### REQUIREMENTS
Gather, from the listing beneath this task, every line holding the string "components".

[START DATASET RECORDS]

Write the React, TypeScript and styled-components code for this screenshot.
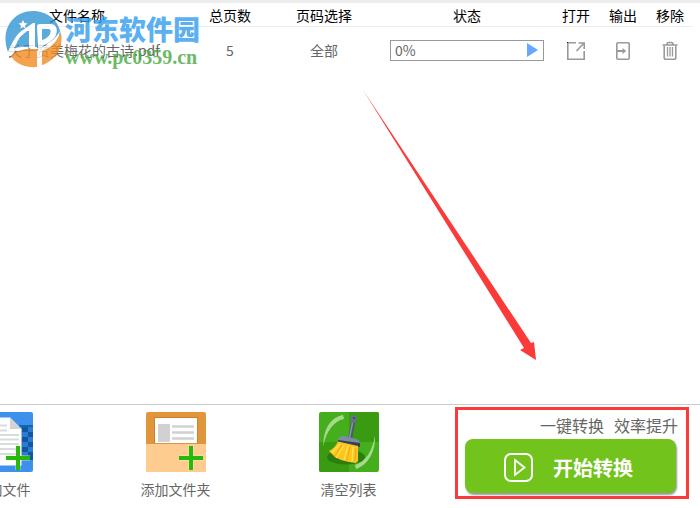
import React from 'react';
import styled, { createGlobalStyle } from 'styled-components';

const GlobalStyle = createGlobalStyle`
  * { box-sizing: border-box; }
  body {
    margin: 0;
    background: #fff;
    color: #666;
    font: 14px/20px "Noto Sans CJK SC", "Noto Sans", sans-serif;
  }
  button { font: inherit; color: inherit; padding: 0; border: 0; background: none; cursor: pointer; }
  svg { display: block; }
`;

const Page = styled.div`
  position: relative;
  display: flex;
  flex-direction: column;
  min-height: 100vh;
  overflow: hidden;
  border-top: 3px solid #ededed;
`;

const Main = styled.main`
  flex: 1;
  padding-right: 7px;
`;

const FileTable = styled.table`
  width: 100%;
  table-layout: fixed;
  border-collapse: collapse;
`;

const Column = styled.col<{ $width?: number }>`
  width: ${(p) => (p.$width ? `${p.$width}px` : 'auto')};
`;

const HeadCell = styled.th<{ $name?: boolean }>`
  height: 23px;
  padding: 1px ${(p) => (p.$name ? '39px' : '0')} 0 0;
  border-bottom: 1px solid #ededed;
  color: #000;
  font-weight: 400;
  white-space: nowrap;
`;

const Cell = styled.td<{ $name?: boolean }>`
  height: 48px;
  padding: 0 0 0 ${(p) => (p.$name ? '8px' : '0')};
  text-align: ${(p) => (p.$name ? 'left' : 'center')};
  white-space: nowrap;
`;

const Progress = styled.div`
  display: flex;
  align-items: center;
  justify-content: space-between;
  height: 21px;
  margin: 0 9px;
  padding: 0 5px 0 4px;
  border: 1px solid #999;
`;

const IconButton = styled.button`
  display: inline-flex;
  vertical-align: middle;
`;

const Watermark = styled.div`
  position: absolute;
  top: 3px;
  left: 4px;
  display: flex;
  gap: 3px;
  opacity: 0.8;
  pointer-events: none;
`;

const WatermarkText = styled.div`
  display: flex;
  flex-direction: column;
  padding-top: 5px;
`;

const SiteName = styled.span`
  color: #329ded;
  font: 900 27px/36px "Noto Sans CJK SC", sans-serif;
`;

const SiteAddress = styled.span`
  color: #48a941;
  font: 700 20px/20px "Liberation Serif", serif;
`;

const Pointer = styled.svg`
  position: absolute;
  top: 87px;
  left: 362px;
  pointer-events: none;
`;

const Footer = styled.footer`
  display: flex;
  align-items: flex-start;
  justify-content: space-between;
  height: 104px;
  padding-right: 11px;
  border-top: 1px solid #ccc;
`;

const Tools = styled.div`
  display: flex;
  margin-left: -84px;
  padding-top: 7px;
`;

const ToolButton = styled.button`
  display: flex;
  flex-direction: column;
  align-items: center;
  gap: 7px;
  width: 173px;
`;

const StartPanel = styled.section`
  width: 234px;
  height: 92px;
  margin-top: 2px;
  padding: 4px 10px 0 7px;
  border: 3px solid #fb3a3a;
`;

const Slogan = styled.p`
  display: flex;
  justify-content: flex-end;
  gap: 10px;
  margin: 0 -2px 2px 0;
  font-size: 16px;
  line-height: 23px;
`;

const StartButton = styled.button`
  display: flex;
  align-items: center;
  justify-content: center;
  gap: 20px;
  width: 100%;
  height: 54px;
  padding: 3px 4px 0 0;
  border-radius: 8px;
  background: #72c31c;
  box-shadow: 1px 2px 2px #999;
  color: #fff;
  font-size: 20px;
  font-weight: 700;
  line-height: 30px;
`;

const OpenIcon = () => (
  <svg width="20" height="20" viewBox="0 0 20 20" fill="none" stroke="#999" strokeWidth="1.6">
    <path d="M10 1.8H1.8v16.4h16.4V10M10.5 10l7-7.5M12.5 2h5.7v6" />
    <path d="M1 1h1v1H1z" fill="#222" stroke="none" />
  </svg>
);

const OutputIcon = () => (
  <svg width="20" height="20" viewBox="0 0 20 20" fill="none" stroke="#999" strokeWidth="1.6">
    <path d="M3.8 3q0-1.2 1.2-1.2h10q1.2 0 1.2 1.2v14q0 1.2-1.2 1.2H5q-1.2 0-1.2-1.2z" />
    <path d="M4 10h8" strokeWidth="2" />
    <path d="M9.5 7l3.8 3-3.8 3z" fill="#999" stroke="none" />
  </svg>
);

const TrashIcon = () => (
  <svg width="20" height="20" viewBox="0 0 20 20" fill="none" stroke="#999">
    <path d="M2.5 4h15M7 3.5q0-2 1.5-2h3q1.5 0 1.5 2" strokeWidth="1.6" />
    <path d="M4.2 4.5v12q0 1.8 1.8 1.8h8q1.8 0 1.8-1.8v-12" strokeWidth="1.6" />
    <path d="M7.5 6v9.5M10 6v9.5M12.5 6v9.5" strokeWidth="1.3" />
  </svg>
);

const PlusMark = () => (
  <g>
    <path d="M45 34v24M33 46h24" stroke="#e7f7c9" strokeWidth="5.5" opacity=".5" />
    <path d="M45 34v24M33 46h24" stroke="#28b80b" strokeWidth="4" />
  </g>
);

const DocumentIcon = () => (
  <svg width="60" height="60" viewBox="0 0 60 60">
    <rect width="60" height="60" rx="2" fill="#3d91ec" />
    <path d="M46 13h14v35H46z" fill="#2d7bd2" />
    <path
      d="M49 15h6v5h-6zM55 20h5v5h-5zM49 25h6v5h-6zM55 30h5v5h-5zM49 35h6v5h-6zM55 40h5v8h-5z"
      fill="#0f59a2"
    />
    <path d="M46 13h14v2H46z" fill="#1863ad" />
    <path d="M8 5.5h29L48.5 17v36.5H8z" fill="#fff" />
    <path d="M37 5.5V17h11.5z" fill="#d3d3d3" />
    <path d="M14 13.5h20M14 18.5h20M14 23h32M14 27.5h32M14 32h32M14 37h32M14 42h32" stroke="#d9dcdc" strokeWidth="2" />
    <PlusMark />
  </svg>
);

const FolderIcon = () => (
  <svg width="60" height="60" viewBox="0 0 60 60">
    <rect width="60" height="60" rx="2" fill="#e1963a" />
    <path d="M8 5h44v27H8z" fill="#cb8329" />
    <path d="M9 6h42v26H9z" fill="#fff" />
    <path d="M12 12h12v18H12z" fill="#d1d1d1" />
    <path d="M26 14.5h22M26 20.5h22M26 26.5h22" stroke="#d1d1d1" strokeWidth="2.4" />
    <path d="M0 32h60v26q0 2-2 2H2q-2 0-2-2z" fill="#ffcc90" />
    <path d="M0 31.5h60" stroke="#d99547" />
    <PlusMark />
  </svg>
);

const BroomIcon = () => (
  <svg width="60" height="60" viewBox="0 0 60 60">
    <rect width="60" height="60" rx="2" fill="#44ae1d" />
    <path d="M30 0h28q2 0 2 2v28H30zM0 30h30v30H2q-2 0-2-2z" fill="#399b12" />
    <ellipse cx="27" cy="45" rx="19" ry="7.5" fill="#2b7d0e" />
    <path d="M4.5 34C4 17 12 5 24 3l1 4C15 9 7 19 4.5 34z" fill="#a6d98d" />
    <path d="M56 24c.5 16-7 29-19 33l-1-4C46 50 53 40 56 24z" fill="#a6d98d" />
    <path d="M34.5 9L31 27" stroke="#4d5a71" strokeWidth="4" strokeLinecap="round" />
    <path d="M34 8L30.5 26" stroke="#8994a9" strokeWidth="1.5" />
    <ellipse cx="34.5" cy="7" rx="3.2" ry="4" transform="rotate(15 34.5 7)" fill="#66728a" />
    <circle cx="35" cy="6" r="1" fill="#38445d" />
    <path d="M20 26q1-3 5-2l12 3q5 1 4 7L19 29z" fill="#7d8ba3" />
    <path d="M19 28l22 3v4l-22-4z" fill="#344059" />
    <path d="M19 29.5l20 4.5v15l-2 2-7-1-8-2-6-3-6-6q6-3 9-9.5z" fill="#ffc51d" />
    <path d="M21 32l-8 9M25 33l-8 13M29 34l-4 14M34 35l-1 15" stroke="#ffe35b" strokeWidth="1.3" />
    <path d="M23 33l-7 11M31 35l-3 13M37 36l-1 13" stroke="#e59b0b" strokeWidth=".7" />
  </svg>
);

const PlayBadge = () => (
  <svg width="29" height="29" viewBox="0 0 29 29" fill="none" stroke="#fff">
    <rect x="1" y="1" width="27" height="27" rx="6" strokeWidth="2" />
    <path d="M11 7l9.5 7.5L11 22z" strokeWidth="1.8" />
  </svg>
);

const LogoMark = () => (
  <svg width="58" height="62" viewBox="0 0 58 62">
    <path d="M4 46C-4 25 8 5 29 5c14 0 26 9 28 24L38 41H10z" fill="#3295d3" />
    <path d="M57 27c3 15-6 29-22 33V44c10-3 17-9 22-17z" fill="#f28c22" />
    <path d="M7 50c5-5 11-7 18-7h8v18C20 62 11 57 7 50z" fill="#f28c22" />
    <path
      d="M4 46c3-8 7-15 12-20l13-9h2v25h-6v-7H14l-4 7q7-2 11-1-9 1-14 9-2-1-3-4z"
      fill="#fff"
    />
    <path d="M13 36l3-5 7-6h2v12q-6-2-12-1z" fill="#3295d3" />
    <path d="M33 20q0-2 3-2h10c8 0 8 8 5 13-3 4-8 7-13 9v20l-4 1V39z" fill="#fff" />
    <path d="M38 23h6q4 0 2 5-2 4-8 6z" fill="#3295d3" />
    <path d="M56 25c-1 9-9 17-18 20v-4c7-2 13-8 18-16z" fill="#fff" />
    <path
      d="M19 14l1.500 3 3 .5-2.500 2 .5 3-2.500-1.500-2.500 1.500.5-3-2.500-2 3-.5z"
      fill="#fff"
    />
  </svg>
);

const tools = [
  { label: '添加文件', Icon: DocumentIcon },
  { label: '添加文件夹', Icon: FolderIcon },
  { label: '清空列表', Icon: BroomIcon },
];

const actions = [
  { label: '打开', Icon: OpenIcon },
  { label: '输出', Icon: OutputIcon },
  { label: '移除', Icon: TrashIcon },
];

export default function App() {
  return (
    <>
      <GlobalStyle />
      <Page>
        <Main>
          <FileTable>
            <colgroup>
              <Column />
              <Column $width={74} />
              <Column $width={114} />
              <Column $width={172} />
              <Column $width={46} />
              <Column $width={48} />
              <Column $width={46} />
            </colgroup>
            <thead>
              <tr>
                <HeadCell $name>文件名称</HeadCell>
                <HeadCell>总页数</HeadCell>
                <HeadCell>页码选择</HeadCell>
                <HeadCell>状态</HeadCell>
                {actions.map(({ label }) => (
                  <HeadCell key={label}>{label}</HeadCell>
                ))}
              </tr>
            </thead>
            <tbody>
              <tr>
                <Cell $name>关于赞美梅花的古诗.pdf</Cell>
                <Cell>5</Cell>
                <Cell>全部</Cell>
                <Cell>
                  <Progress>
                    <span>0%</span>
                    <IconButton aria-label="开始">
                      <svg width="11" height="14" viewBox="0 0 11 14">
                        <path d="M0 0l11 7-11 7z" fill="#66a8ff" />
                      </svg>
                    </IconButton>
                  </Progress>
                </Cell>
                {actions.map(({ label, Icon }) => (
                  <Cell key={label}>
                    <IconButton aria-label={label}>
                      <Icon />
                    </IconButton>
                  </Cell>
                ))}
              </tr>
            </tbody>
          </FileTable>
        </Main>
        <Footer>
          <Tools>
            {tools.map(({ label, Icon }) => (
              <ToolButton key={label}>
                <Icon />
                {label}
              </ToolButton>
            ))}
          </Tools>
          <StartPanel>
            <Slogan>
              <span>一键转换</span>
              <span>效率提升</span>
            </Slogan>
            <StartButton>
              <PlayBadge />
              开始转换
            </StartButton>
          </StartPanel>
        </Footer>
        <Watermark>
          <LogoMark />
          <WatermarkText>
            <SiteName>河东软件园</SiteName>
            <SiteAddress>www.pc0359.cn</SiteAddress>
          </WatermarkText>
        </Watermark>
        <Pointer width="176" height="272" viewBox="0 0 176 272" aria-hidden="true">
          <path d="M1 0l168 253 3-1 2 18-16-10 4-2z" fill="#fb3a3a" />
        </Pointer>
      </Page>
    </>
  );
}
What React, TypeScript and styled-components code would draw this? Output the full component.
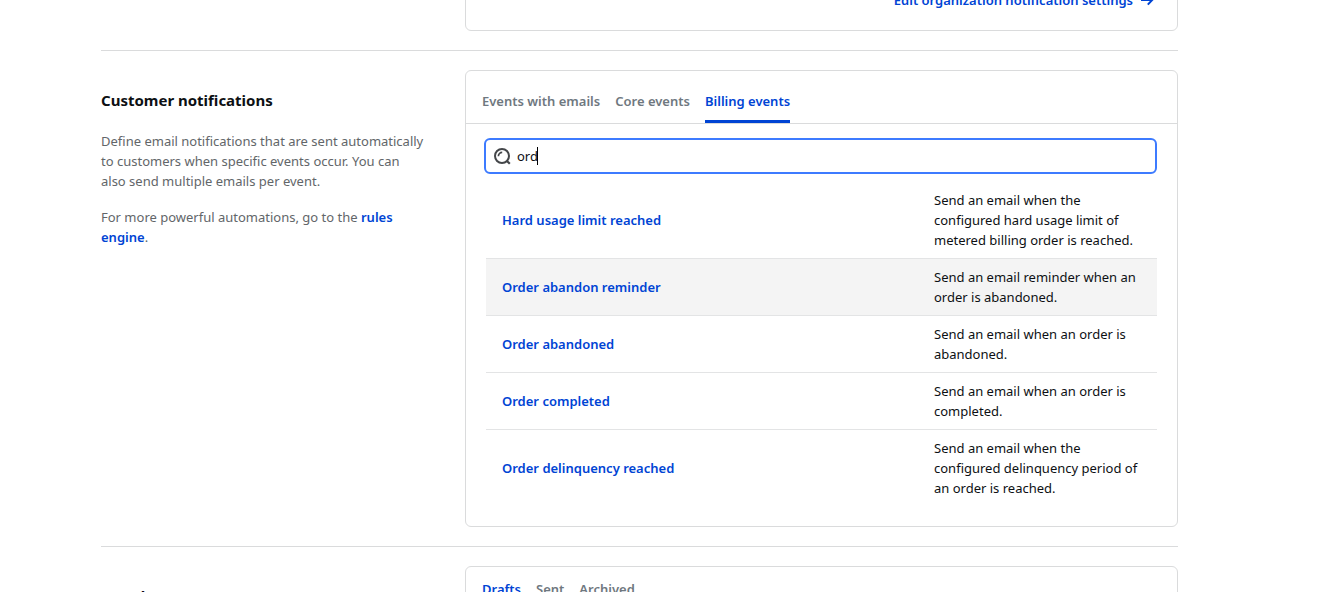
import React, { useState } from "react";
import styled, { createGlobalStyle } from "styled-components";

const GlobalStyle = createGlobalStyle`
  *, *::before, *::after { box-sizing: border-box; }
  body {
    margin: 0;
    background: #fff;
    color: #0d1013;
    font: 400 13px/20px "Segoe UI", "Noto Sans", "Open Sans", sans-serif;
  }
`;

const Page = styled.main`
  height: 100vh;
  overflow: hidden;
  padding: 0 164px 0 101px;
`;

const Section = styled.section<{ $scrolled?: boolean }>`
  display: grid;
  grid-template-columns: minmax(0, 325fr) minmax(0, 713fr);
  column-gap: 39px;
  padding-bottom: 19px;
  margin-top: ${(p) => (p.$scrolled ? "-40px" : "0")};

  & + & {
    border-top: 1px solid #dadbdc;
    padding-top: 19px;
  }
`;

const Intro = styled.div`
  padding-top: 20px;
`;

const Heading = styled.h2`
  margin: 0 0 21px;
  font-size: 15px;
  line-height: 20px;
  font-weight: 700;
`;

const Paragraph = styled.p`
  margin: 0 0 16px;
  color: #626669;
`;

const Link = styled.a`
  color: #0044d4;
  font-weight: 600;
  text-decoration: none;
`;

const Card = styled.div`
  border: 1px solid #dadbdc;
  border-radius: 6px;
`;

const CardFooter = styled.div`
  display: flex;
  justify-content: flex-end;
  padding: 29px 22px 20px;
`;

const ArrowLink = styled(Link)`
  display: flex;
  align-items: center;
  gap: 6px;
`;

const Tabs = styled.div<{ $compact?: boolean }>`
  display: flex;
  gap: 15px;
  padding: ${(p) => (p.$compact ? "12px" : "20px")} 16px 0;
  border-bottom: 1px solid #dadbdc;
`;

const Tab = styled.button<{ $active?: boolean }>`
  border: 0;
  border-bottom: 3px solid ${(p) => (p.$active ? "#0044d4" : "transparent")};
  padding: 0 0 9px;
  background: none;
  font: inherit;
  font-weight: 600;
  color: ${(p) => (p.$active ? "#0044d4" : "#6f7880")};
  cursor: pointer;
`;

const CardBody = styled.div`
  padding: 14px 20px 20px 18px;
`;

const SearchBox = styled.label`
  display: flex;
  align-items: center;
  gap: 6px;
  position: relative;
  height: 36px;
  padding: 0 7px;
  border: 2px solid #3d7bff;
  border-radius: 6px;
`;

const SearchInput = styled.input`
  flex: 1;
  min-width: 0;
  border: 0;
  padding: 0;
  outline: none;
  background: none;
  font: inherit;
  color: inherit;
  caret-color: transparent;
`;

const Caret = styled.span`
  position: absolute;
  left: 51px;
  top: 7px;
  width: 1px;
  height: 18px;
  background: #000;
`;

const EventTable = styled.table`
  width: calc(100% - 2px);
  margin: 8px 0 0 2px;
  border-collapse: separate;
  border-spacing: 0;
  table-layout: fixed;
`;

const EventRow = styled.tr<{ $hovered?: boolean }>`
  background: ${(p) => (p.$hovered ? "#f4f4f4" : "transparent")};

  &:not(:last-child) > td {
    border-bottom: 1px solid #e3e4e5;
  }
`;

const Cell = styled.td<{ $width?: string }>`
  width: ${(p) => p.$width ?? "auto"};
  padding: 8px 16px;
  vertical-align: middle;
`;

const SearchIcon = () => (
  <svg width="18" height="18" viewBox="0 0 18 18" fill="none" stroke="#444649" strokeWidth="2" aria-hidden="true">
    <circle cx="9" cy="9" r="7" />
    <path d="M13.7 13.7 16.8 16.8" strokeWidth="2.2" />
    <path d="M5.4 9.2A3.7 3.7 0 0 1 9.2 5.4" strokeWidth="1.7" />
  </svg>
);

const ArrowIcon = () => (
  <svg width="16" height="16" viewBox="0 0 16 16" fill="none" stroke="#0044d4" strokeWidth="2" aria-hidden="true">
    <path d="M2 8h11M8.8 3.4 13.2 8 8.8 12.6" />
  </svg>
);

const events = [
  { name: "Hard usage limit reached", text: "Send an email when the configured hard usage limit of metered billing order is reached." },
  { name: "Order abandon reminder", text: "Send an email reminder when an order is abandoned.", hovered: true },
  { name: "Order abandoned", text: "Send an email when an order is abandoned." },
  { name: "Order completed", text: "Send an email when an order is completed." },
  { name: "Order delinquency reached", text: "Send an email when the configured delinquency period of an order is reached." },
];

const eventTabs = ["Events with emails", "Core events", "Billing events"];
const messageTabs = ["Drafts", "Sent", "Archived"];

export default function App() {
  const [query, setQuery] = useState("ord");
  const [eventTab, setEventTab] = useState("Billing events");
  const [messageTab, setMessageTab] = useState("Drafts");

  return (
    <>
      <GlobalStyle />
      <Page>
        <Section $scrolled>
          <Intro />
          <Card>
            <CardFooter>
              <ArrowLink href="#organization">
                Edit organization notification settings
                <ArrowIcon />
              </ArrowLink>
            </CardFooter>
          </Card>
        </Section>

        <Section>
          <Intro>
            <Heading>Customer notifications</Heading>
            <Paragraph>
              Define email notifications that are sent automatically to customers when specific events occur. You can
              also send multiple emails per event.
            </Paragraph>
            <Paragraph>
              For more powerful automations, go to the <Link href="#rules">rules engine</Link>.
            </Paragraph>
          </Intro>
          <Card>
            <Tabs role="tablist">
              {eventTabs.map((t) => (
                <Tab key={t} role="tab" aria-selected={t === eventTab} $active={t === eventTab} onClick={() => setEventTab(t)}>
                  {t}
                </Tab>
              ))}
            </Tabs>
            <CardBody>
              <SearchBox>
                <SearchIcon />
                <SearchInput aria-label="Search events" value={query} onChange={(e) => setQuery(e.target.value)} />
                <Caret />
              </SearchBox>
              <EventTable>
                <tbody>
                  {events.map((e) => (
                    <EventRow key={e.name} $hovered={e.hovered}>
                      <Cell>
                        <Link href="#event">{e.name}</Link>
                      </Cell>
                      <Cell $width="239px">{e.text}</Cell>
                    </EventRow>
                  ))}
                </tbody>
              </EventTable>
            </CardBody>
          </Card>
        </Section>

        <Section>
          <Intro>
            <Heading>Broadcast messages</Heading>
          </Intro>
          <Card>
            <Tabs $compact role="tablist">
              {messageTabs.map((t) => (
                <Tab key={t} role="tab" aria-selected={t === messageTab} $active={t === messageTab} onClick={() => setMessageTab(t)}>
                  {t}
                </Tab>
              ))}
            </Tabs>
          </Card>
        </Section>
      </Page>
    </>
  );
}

[END DATASET RECORDS]

### SOLUTION TO THIS TASK
Write the React, TypeScript and styled-components code for this screenshot.
import styled, { createGlobalStyle } from 'styled-components';
What React, TypeScript and styled-components code would draw this? Output the full component.
import styled, { createGlobalStyle } from "styled-components";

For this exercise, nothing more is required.